There is no set answer to that. Your company could be including the 2 weeks statutory in the 6 weeks ex gratia payment they are making you or they could add it on seperately, either is perfectly legal. You need to ask your employer


----------



## greenfield (9 Mar 2009)

You will have to ask your employer or your union what the offer consists off - i.e. is it inclusive of statutory redundancy.   Sorry to say but I would guess that it does, 6 weeks per year of service plus statutory redundancy would be an very big settlement.


----------



## IWONDER (9 Mar 2009)

greenfield said:


> You will have to ask your employer or your union what the offer consists off - i.e. is it inclusive of statutory redundancy.

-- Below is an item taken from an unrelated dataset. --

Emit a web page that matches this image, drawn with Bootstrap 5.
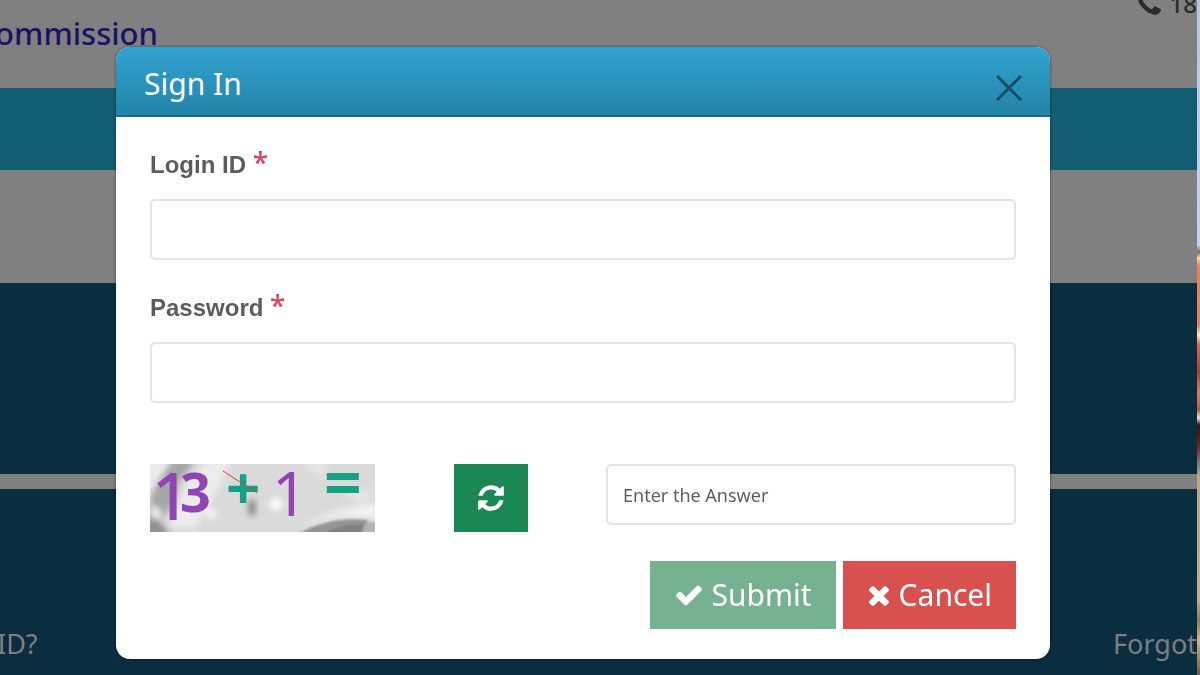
<!DOCTYPE html>
<html lang="en">
<head>
<meta charset="utf-8">
<meta name="viewport" content="width=device-width, initial-scale=1">
<title>Sign In</title>
<link href="https://cdn.jsdelivr.net/npm/bootstrap@5.3.0/dist/css/bootstrap.min.css" rel="stylesheet">
<style>
  body { font-family: "Noto Sans", "Open Sans", sans-serif; background: #808080; }
  .site { min-height: 100vh; }
  .site-main { min-width: 0; }
  .photo-edge {
    width: 3px;
    background: linear-gradient(#bcc5e0 0, #c6d0f2 245px, #7a6a66 252px, #f5d9a8 258px, #e88058 266px, #e57f5c 325px, #ffe9c0 335px, #d9634f 345px, #a8402f 372px, #dc7a66 392px, #b05a48 410px, #f3e3dc 418px, #2a1818 425px, #6a2018 445px, #8a8078 465px, #bca88c 478px, #c4aa88 600px, #8f785c 620px, #cdb594 640px, #6e5a48 675px);
  }
  .site-head { height: 88px; }
  .brand-name { width: 158px; padding-top: 14px; font: 500 31px/38px "Noto Sans", sans-serif; color: #1c1267; }
  .contact { height: 8px; gap: 6px; font-size: 24px; font-weight: 500; line-height: 8px; color: #2b2b2b; }
  .menu-band { height: 82px; background: #135d72; }
  .crumb-band { height: 113px; }
  .hero-band { height: 191px; background: #0a2d3f; }
  .link-band { margin: 15px 0 0 -3px; padding-top: 135px; background: #0a2d3f; font-size: 27px; line-height: 40px; }
  .link-band a { color: #7d8083; }

  .signin { padding: 47px 150px 16px 116px; }
  .signin .modal-dialog { max-width: none; margin: 0; }
  .signin .modal-content { border: 0; border-radius: 14px; overflow: hidden; box-shadow: 0 0 3px rgba(0, 0, 0, .5); }
  .signin .modal-header {
    height: 70px; padding: 5px 28px 0; border-bottom: 2px solid #1a6a86; border-radius: 0;
    background: linear-gradient(#31a3d1, #2484a8);
  }
  .signin .modal-title { font-size: 30px; line-height: 40px; }
  .close-x { line-height: 0; color: #134f62; }
  .signin .modal-body { padding: 30px 34px; }
  .field { margin-bottom: 30px; }
  .field label { height: 36px; margin-bottom: 16px; font: bold 24px/36px "Liberation Sans", Arial, sans-serif; color: #5c5c5c; }
  .required { font: 500 28px/30px "Noto Sans", sans-serif; color: #e2405a; }
  .box { height: 61px; border: 2px solid #e4e4e4; border-radius: 5px; padding: 0 15px; font-size: 18px; }
  .box::placeholder { color: #5e5e5e; opacity: 1; }
  .check-row { margin-top: 61px; margin-bottom: 29px; }
  .answer { width: 410px; }
  .btn-flat { height: 68px; border: 0; border-radius: 0; padding: 0 24px; font-size: 30px; line-height: 40px; color: #fff; }
  .btn-refresh { width: 74px; padding: 0; background: #1a8754; }
  .btn-submit { background: #76b291; }
  .btn-cancel { background: #d9514e; }
  .actions { gap: 7px; }
</style>
</head>
<body>
<div class="site d-flex overflow-hidden">
  <div class="site-main flex-grow-1 d-flex flex-column overflow-hidden">
    <header class="site-head d-flex justify-content-between align-items-start">
      <div class="brand-name d-flex justify-content-end text-nowrap">ommission</div>
      <div class="contact d-flex align-items-center">
        <svg width="30" height="30" viewBox="0 0 1792 1792" fill="currentColor" aria-hidden="true"><path d="M1600 1240q0 27-10 70.5t-21 68.5q-21 50-122 106-94 51-186 51-27 0-53-3.5t-57.5-12.5-47-14.5-55.5-20.5-49-18q-98-35-175-83-127-79-264-216t-216-264q-48-77-83-175-3-9-18-49t-20.5-55.5-14.5-47-12.5-57.5-3.5-53q0-92 51-186 56-101 106-122 25-11 68.5-21t70.5-10q14 0 21 3 18 6 53 76 11 19 30 54t35 63.5 31 53.5q3 4 17.5 25t21.5 35.5 7 28.5q0 20-28.5 50t-62 55-62 53-28.5 46q0 9 5 22.5t8.5 20.5 14 24 11.5 19q76 137 174 235t235 174q2 1 19 11.5t24 14 20.5 8.5 22.5 5q18 0 46-28.5t53-62 55-62 50-28.5q14 0 28.5 7t35.5 21.5 25 17.5q25 15 53.5 31t63.5 35 54 30q70 35 76 53 3 7 3 21z"/></svg>
        <span>18</span>
      </div>
    </header>
    <div class="menu-band"></div>
    <div class="crumb-band"></div>
    <div class="hero-band"></div>
    <div class="link-band flex-grow-1 d-flex justify-content-between">
      <a href="#" class="text-decoration-none">ID?</a>
      <a href="#" class="text-decoration-none">Forgot</a>
    </div>
  </div>
  <div class="photo-edge flex-shrink-0"></div>
</div>

<div class="modal signin d-block" role="dialog" aria-labelledby="signin-title">
  <div class="modal-dialog">
    <form class="modal-content">
      <div class="modal-header">
        <h1 class="modal-title fw-normal text-white" id="signin-title">Sign In</h1>
        <button type="button" class="close-x btn p-0 pt-2 border-0" aria-label="Close">
          <svg width="26" height="26" viewBox="0 0 26 26" fill="none" stroke="currentColor" stroke-width="3" aria-hidden="true"><path d="M1 1 25 25M25 1 1 25"/></svg>
        </button>
      </div>
      <div class="modal-body">
        <div class="field">
          <label for="login" class="d-block">Login ID <span class="required">*</span></label>
          <input id="login" type="text" class="form-control box">
        </div>
        <div class="field">
          <label for="password" class="d-block">Password <span class="required">*</span></label>
          <input id="password" type="password" class="form-control box">
        </div>
        <div class="check-row d-flex justify-content-between align-items-start">
          <svg width="225" height="68" viewBox="0 0 225 68" role="img" aria-label="13 + 1 =" font-family="Noto Sans, sans-serif">
            <defs>
              <filter id="soft" x="-30%" y="-30%" width="160%" height="160%"><feGaussianBlur stdDeviation="3"/></filter>
              <filter id="edge" x="-10%" y="-20%" width="120%" height="140%"><feGaussianBlur stdDeviation="1"/></filter>
              <clipPath id="frame"><path d="M0 0h225v68H0z"/></clipPath>
            </defs>
            <g clip-path="url(#frame)">
              <path fill="#dadada" d="M0 0h225v68H0z"/>
              <g filter="url(#soft)">
                <path fill="#ececec" d="M-4-4H20L4 24-4 40zM58-4H82L68 26 46 64H20L36 20z"/>
                <path fill="#a6a6a6" d="M22-4H46L30 16 22 42 12 54-4 50 2 28z"/>
                <path fill="#8e8e8e" d="M-4 52 8 56 22 72H-4z"/>
                <path fill="#fafafa" d="M0 40l12 8-8 8zM54 44l14 4-6 10z"/>
                <path fill="#e6e6e6" d="M150-4h30l-8 20zM190 26h34l-10 16z"/>
                <circle cx="126" cy="40" r="6" fill="#fff"/>
                <path fill="#f4f4f4" d="M150 60 190 46 228 40V54L190 52z"/>
                <path fill="#777" d="M99 36h6v15h-6z"/>
              </g>
              <g filter="url(#edge)">
                <path fill="#949494" d="M148 70Q180 52 218 56L212 70z"/>
                <path fill="#808080" d="M174 70Q194 58 214 61L210 70z"/>
                <path fill="#b4b4b4" d="M216 58h10v12h-14z"/>
              </g>
              <text x="2" y="56" font-size="66" font-weight="500" fill="#9145b5">1</text>
              <text x="30" y="48" font-size="54" font-weight="700" fill="#9145b5">3</text>
              <text x="76" y="46" font-size="60" font-weight="700" fill="#16a085">+</text>
              <text x="122" y="52" font-size="62" font-weight="400" fill="#9145b5">1</text>
              <text x="174" y="43" font-size="66" font-weight="700" fill="#16a085">=</text>
              <path d="M73 7 107 29" stroke="#d8473a" stroke-width="1"/>
            </g>
          </svg>
          <button type="button" class="btn btn-flat btn-refresh" aria-label="Refresh">
            <svg class="d-block m-auto" width="30" height="30" viewBox="0 0 1792 1792" fill="currentColor" aria-hidden="true"><path d="M1639 1056q0 5-1 7-64 268-268 434.5t-478 166.5q-146 0-282.5-55t-243.5-157l-129 129q-19 19-45 19t-45-19-19-45v-448q0-26 19-45t45-19h448q26 0 45 19t19 45-19 45l-137 137q71 66 161 102t187 36q134 0 250-65t186-179q11-17 53-117 8-23 30-23h192q13 0 22.5 9.5t9.5 22.5zm25-800v448q0 26-19 45t-45 19h-448q-26 0-45-19t-19-45 19-45l138-138q-148-137-349-137-134 0-250 65t-186 179q-11 17-53 117-8 23-30 23h-199q-13 0-22.5-9.5t-9.5-22.5v-7q65-268 270-434.5t480-166.5q146 0 284 55.5t245 156.5l130-129q19-19 45-19t45 19 19 45z"/></svg>
          </button>
          <input type="text" class="form-control box answer" placeholder="Enter the Answer" aria-label="Enter the Answer">
        </div>
        <div class="actions d-flex justify-content-end">
          <button type="submit" class="btn btn-flat btn-submit d-flex align-items-center gap-2">
            <svg width="30" height="30" viewBox="0 0 1792 1792" fill="currentColor" aria-hidden="true"><path d="M1671 566q0 40-28 68l-724 724-136 136q-28 28-68 28t-68-28l-136-136-362-362q-28-28-28-68t28-68l136-136q28-28 68-28t68 28l294 295 656-657q28-28 68-28t68 28l136 136q28 28 28 68z"/></svg>
            <span>Submit</span>
          </button>
          <button type="button" class="btn btn-flat btn-cancel d-flex align-items-center gap-2">
            <svg width="24" height="30" viewBox="192 0 1408 1792" fill="currentColor" aria-hidden="true"><path d="M1490 1322q0 40-28 68l-136 136q-28 28-68 28t-68-28l-294-294-294 294q-28 28-68 28t-68-28l-136-136q-28-28-28-68t28-68l294-294-294-294q-28-28-28-68t28-68l136-136q28-28 68-28t68 28l294 294 294-294q28-28 68-28t68 28l136 136q28 28 28 68t-28 68l-294 294 294 294q28 28 28 68z"/></svg>
            <span>Cancel</span>
          </button>
        </div>
      </div>
    </form>
  </div>
</div>
<script src="https://cdn.jsdelivr.net/npm/bootstrap@5.3.0/dist/js/bootstrap.bundle.min.js"></script>
</body>
</html>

Sorry to say but I would guess that it does, 6 weeks per year of service plus statutory redundancy would be an very big settlement.


 

I don't understand why you would think an employers redundancy offer would include the statutory payment - the two are unrelated are they not?
The OP states that their employer is offering 6 weeks, so I would take it that this is correct, and that they are also entitled to the statutory two weeks per year of service also (plus a bonus week).

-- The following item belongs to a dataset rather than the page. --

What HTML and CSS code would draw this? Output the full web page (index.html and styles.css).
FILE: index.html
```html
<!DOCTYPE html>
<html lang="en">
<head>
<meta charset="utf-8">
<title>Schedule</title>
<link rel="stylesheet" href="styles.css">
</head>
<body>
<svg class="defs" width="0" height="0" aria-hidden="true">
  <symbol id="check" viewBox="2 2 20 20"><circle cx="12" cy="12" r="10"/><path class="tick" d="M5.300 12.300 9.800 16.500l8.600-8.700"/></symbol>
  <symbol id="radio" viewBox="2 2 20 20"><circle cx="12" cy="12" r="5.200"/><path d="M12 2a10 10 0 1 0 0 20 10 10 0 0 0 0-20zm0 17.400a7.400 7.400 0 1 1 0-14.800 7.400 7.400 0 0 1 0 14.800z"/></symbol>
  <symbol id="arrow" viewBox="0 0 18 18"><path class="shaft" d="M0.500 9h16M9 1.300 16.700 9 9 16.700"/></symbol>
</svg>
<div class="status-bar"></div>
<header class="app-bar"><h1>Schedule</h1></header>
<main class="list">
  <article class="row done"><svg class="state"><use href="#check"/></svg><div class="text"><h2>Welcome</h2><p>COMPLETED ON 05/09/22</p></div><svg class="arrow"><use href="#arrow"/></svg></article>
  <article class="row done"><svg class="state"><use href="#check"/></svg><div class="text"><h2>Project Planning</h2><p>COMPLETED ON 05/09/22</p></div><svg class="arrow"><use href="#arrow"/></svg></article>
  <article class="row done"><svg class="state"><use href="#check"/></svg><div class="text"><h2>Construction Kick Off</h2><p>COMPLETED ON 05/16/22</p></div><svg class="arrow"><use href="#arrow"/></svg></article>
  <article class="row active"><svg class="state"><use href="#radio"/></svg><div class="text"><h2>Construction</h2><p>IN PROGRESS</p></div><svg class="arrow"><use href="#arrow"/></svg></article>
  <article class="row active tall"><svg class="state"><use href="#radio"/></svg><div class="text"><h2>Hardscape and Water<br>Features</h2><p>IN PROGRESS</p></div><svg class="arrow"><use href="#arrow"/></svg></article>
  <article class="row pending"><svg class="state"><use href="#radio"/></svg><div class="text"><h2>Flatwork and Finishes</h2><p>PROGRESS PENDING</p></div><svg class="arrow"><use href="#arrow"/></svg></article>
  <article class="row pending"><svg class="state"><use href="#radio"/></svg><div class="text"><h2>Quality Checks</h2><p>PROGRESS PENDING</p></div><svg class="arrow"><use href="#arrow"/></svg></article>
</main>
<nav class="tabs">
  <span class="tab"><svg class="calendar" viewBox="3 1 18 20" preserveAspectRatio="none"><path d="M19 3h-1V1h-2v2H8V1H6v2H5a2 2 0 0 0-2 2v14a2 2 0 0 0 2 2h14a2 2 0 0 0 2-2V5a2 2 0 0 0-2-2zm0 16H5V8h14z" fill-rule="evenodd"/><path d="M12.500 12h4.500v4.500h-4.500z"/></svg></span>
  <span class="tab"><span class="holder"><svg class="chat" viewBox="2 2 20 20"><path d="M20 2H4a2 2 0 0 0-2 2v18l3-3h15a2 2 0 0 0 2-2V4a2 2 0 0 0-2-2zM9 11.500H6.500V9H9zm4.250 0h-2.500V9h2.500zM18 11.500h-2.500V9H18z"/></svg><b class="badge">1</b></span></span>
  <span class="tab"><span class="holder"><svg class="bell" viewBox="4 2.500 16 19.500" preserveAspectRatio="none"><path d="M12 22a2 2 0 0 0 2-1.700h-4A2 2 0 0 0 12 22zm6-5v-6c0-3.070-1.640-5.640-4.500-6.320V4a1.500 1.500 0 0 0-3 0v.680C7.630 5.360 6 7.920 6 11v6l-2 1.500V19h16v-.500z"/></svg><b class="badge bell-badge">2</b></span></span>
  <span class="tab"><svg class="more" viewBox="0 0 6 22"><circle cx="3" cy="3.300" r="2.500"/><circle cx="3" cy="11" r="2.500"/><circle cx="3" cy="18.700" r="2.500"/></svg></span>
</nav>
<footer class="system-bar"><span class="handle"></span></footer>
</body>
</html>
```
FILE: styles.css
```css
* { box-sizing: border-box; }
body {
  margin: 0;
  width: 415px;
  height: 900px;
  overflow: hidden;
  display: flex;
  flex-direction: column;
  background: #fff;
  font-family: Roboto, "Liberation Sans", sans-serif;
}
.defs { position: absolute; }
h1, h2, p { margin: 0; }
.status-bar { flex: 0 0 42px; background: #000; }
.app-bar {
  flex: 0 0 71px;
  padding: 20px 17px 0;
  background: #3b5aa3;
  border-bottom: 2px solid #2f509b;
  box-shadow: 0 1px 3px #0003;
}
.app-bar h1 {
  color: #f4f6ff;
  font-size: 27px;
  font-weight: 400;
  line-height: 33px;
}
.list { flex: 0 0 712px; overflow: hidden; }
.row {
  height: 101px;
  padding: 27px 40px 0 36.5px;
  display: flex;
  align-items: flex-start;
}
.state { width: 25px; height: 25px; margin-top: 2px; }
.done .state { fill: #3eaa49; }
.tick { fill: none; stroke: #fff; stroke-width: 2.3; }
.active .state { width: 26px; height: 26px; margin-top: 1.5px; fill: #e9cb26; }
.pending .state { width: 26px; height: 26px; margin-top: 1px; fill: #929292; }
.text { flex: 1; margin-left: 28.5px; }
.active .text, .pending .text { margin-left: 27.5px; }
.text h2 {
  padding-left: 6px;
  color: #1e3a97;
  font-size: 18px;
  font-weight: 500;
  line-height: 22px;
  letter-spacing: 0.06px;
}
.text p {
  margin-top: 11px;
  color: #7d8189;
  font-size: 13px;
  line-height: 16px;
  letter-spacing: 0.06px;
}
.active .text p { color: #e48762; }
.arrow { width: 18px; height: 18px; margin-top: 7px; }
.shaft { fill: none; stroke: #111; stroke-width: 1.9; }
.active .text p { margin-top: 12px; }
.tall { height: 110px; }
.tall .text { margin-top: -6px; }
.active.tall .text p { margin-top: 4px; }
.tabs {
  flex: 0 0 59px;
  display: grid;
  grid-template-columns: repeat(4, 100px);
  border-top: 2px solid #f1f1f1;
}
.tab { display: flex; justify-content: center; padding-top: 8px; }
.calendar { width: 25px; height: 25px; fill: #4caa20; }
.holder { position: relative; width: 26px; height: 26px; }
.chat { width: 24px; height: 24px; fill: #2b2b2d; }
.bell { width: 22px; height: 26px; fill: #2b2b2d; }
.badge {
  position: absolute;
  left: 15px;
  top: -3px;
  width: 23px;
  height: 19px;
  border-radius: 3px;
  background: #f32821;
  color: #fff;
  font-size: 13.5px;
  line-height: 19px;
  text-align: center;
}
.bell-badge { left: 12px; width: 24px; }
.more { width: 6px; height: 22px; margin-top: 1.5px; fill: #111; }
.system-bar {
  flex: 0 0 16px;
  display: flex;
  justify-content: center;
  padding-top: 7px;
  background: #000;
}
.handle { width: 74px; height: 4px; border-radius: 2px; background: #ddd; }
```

My own employer and a number of others that I am aware of, are offering six weeks per year of service, so I don't think it is that unusual.


----------



## Mpsox (10 Mar 2009)

IWONDER said:


> I don't understand why you would think an employers redundancy offer would include the statutory payment - the two are unrelated are they not?
> The OP states that their employer is offering 6 weeks, so I would take it that this is correct, and that they are also entitled to the statutory two weeks per year of service also (plus a bonus week).
> 
> My own employer and a number of others that I am aware of, are offering six weeks per year of service, so I don't think it is that unusual.


 
I know of at least half a dozen cases where the statutory payment is included as part of the number of weeks redundancy that the employer is offering and is not seperated off as you've outlined above Remember they are under no obligation to pay anything above statutory


----------